United States Under Secretary of the Navy
- In office July 2, 1965 – July 31, 1967
- Preceded by: Charles F. Baird
- Succeeded by: Kenneth E. BeLieu

Personal details
- Born: Robert Hayes Burns Baldwin June 9, 1920 East Orange, New Jersey
- Died: January 3, 2016 (aged 95) Skillman, New Jersey
- Education: Princeton University
- Occupation: Businessman, banker

= Robert H. B. Baldwin =

American businessman (1920–2016)

Robert Hayes Burns Baldwin (July 9, 1920 - January 3, 2016) was the chairman of Morgan Stanley when the bank was taken public in the 1970s. He is noted for significantly expanding the wealth of the firm during his tenure there. He was also appointed by President Lyndon B. Johnson to be the Undersecretary of the United States Navy during the Vietnam War. The town of Baldwin Park, Florida, and its Lake Baldwin, are named after him, in honor of this service.

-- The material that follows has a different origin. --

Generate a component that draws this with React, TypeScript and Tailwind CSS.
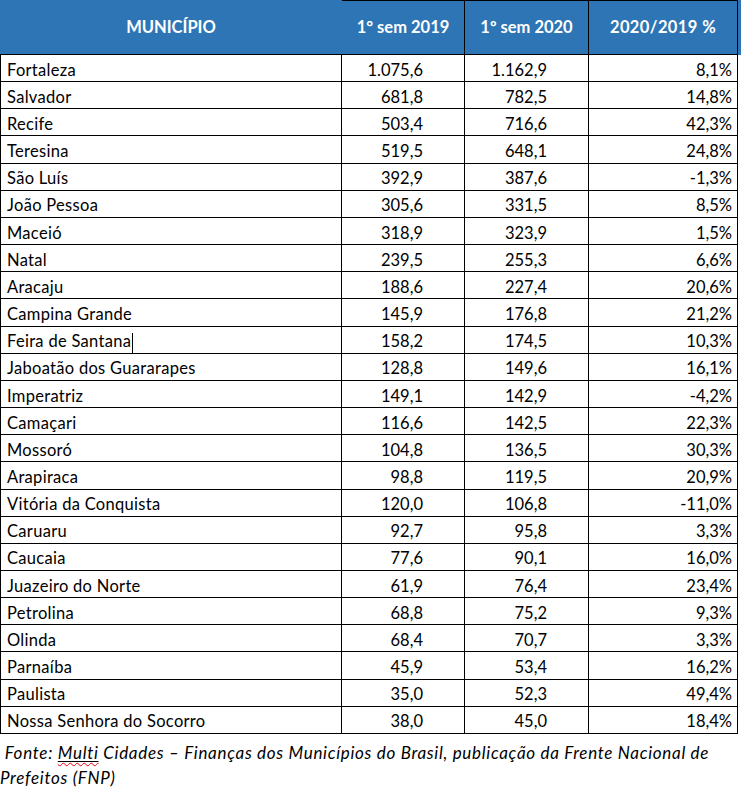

Baldwin was born in East Orange, New Jersey in 1920. After leaving Morgan Stanley, he served as the Chairman of the Geraldine R. Dodge Foundation and also as the head of several other charitable entities.

A 1942 graduate of Princeton University, Baldwin was awarded the Roper Trophy for his excellence as a three-sport athlete in baseball, basketball, and football during his time at the Ivy League institution. In addition, Baldwin is listed as a lifetime member of Augusta National Golf Club, the home of the Masters Tournament. He died on January 3, 2016, in Skillman, New Jersey.